The following ruling was given: Howes, J.
Mr. Christian has raised a preliminary objection that the joinder of 12 persons in a suit of this nature, viz.: for damages for assault and battery and false imprisonment is wrong and should not be allowed.
He has referred me to several English cases upon the interpretation of Order XVI, rule 1, of the English Supreme Court Rules before that rule was amended in 1896, and in particular to the decision of the House of Lords in Smurthwaite v. Hannay, 1894, Appeal Cases, 494, in which it was held that where the causes of action of several plaintiffs were separate and distinct they could not be joined in one action under Order XVI or otherwise.
It was this case that led to the amendment of the English Order XVI, rule 1, which before 1896 purported to deal merely with the practice to an action and had no reference to the joinder of several causes of action.
Formerly in England, where the wrong done to one was no wrong to the other, as in the case of false imprisonment or assault and battery, where what one man suffers is altogether different from the injury that accrues to another from the same cause, separate actions had to be brought; but between 1883 and 1896, under the Rules of the Supreme Court, 1883, Order XVI, all persons in whom the right to any relief claimed was alleged to exist, whether jointly,
severally or in the alternative, were allowed to be joined as plaintiffs. In 1896 the scope of the English rule was considerably extended; and now this right of joinder includes not only parties, but joinder of causes of action.
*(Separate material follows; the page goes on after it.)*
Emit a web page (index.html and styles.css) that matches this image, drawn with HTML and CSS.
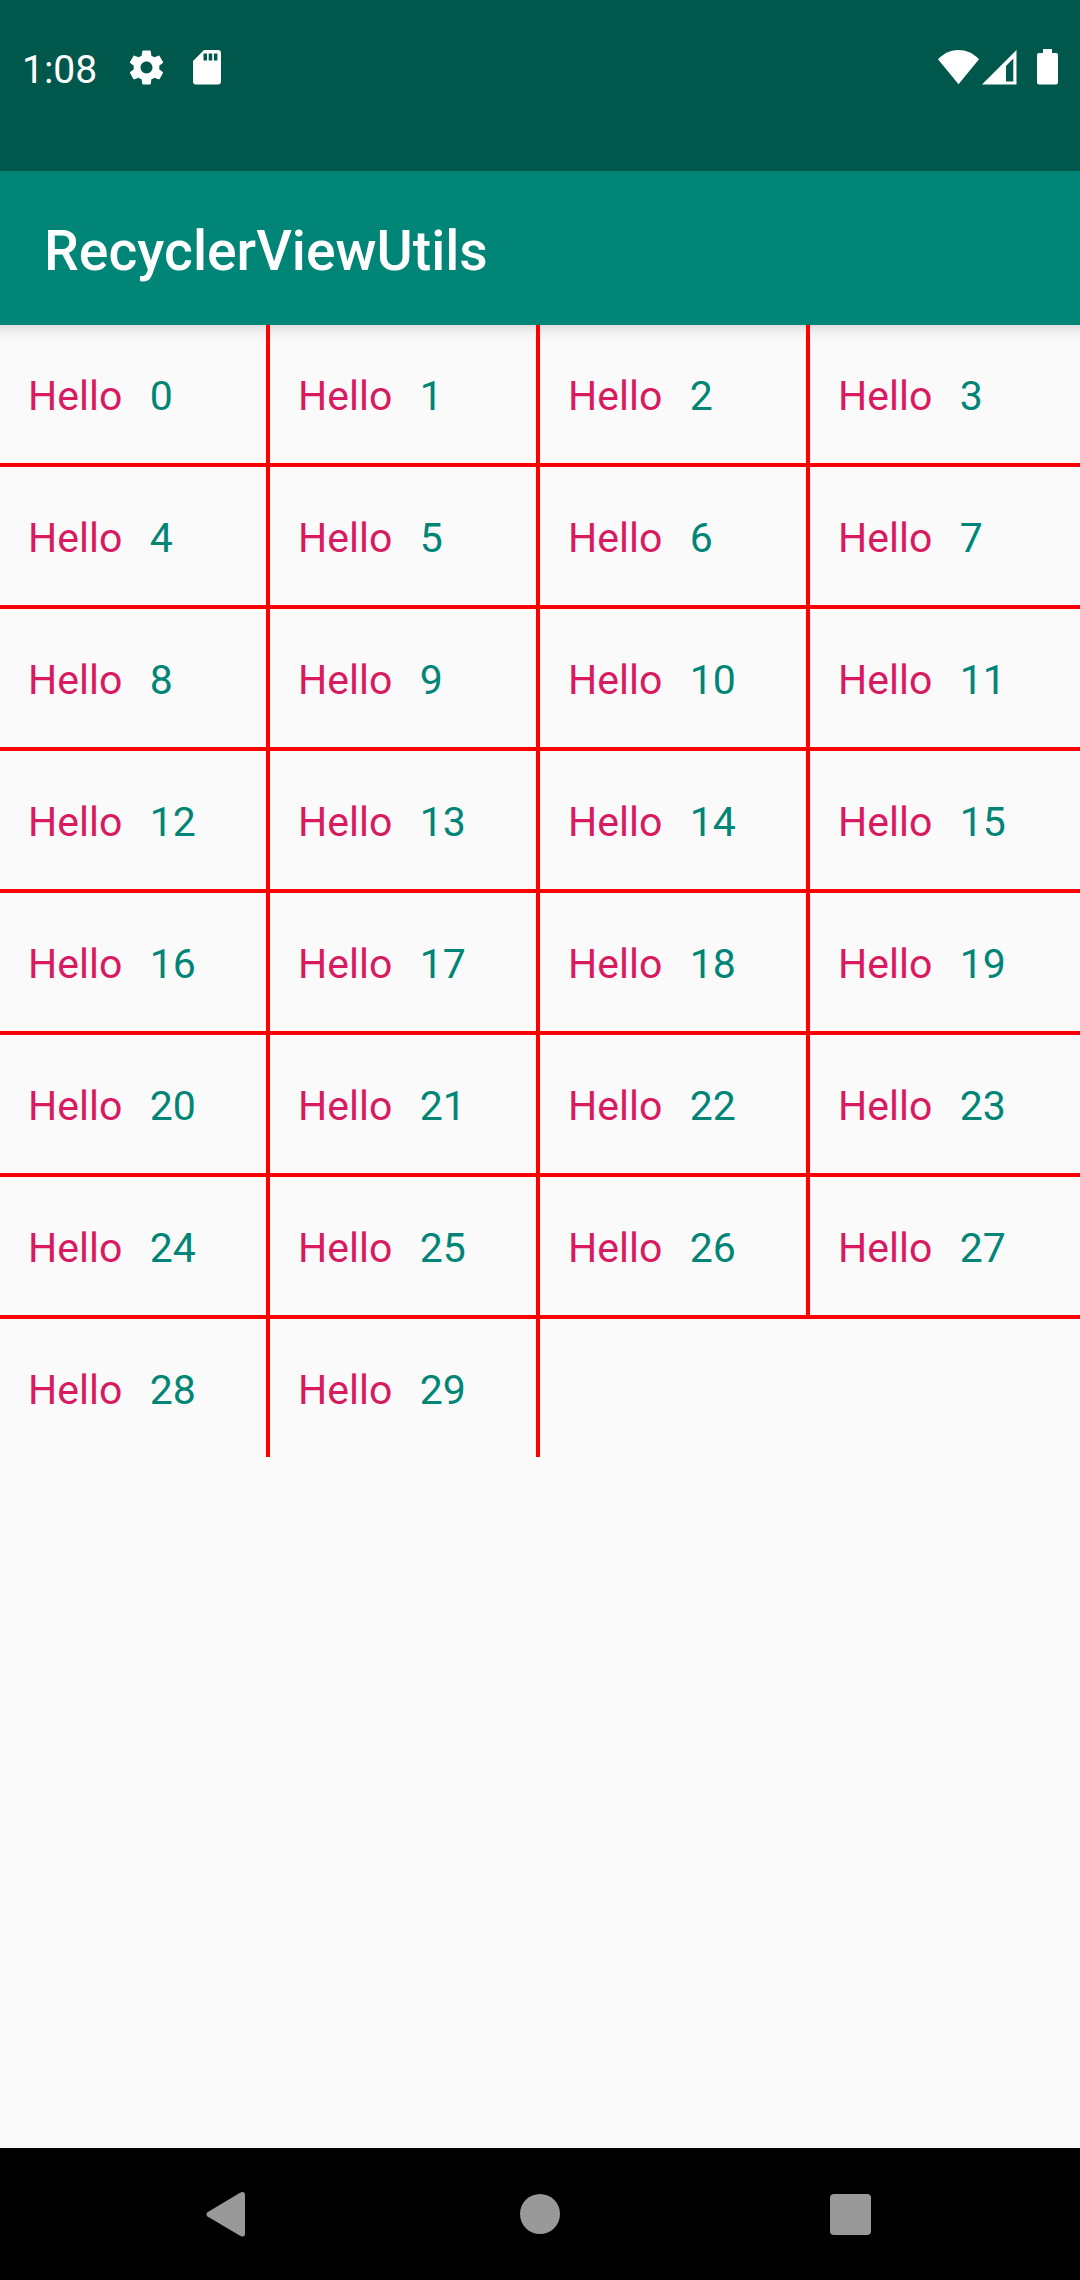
FILE: index.html
```html
<!DOCTYPE html>
<html lang="en">
<head>
<meta charset="utf-8">
<title>RecyclerViewUtils</title>
<link rel="stylesheet" href="styles.css">
</head>
<body>
<div class="screen">
  <header class="status-bar">
    <span class="clock">1:08</span>
    <svg class="icon gear" viewBox="0 0 24 24"><path d="M19.43 12.98c.04-.32.07-.64.07-.98s-.03-.66-.07-.98l2.11-1.65c.19-.15.24-.42.12-.64l-2-3.46c-.12-.22-.39-.3-.61-.22l-2.49 1c-.52-.4-1.08-.73-1.69-.98l-.38-2.65C14.46 2.18 14.25 2 14 2h-4c-.25 0-.46.18-.49.42l-.38 2.65c-.61.25-1.17.59-1.69.98l-2.49-1c-.23-.09-.49 0-.61.22l-2 3.46c-.13.22-.07.49.12.64l2.11 1.65c-.04.32-.07.65-.07.98s.03.66.07.98l-2.11 1.65c-.19.15-.24.42-.12.64l2 3.46c.12.22.39.3.61.22l2.49-1c.52.4 1.08.73 1.69.98l.38 2.65c.03.24.24.42.49.42h4c.25 0 .46-.18.49-.42l.38-2.65c.61-.25 1.17-.59 1.69-.98l2.49 1c.23.09.49 0 .61-.22l2-3.46c.12-.22.07-.49-.12-.64l-2.11-1.65zM12 15.5c-1.93 0-3.5-1.57-3.5-3.5s1.57-3.5 3.5-3.5 3.5 1.57 3.5 3.5-1.57 3.5-3.5 3.5z"/></svg>
    <svg class="icon sd-card" viewBox="0 0 28 35"><path fill-rule="evenodd" d="M11 0H25a3 3 0 0 1 3 3V31.500a3 3 0 0 1-3 3H3a3 3 0 0 1-3-3V11ZM10.500 3.500V10.500H14V3.500ZM15.700 3.500V10.500H19.200V3.500ZM20.900 3.500V10.500H24.400V3.500Z"/></svg>
    <span class="spacer"></span>
    <svg class="icon wifi" viewBox="0 0 41 35"><path d="M0 9.300C12-3 29-3 41 9.300L20.500 34.300Z"/></svg>
    <svg class="icon signal" viewBox="0 0 35 35"><path fill-rule="evenodd" d="M34.500 0V34.500H0ZM31.300 8.500L24 16V31.500H31.300Z"/></svg>
    <svg class="icon battery" viewBox="0 0 21 36"><path d="M6 0H15V4H19a2 2 0 0 1 2 2V33.500a2 2 0 0 1-2 2H2a2 2 0 0 1-2-2V6a2 2 0 0 1 2-2H6Z"/></svg>
  </header>
  <div class="app-bar"><h1 class="title">RecyclerViewUtils</h1></div>
  <main class="content"><div class="grid" id="grid"></div></main>
  <nav class="nav-bar">
    <svg class="nav-icon" viewBox="0 0 60 60"><path d="M7.500 28.200L40 8.700Q45 6.500 45 11.500V49.200Q45 54 40 51.800L7.500 32.600Q5.500 30.400 7.500 28.200Z"/></svg>
    <svg class="nav-icon" viewBox="0 0 60 60"><circle cx="30" cy="30" r="20"/></svg>
    <svg class="nav-icon" viewBox="0 0 60 60"><rect x="10" y="10" width="41" height="41" rx="4"/></svg>
  </nav>
</div>
<script src="grid.js"></script>
</body>
</html>
```
FILE: styles.css
```css
* { box-sizing: border-box; }
body { margin: 0; background: #fafafa; font-family: Roboto, sans-serif; }
.screen { display: flex; flex-direction: column; width: 1080px; height: 2280px; }

.status-bar {
  display: flex;
  align-items: flex-start;
  height: 171px;
  padding: 50px 22px 0 22px;
  background: #00574b;
  color: #fff;
}
.icon { display: block; flex: none; fill: #fff; }
.clock { width: 104px; font-size: 39px; line-height: 40px; white-space: nowrap; }
.gear { width: 41px; height: 41px; margin-top: -3px; }
.sd-card { width: 28px; height: 35px; margin-left: 26px; }
.spacer { flex: 1; }
.wifi { width: 41px; height: 35px; }
.signal { width: 35px; height: 35px; margin-left: 3px; }
.battery { width: 21px; height: 36px; margin: -1px 0 0 20px; }

.app-bar {
  display: flex;
  align-items: center;
  height: 154px;
  padding: 8px 44px 0;
  background: #008577;
  color: #fff;
}
.title { margin: 0; font-size: 55.3px; font-weight: 500; line-height: 64px; }

.content {
  flex: 1;
  background: linear-gradient(rgba(0, 0, 0, 0.11), rgba(0, 0, 0, 0.03) 8px, transparent 18px);
}
.grid { display: grid; grid-template-columns: repeat(4, 270px); grid-auto-rows: 142px; }
.cell {
  display: flex;
  align-items: center;
  gap: 27.5px;
  padding: 3px 0 0 28px;
  border-right: 4px solid #f00;
  border-bottom: 4px solid #f00;
  font-size: 41px;
  line-height: 48px;
}
.cell:nth-child(4n) { border-right: 0; }
.last-row { height: 138px; border-bottom: 0; }
.label { color: #d81b60; }
.number { color: #008577; }

.nav-bar {
  display: flex;
  justify-content: center;
  gap: 250px;
  height: 132px;
  padding-top: 36px;
  background: #000;
}
.nav-icon { width: 60px; height: 60px; fill: #999; }
```
FILE: grid.js
```js
const grid = document.getElementById('grid');
const count = 30;
const columns = 4;
const lastRowStart = Math.floor((count - 1) / columns) * columns;

for (let i = 0; i < count; i++) {
  const cell = document.createElement('div');
  cell.className = i >= lastRowStart ? 'cell last-row' : 'cell';
  cell.innerHTML = `<span class="label">Hello</span><span class="number">${i}</span>`;
  grid.append(cell);
}
```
With the English rule, however, I am not concerned, as in this Colony the point raised is governed by Schedule 2 to the Supreme Court Ordinance, Order 3, rule 2, which has no resemblance to the English Order XVI, rule 1, and reads:-
“ 2. Where a person has jointly with other persons a ground for instituting a suit, all these persons ought ordinarily to be made parties to the suit."
It is certainly a very sketchy rule, but I think its meaning and intention are clear.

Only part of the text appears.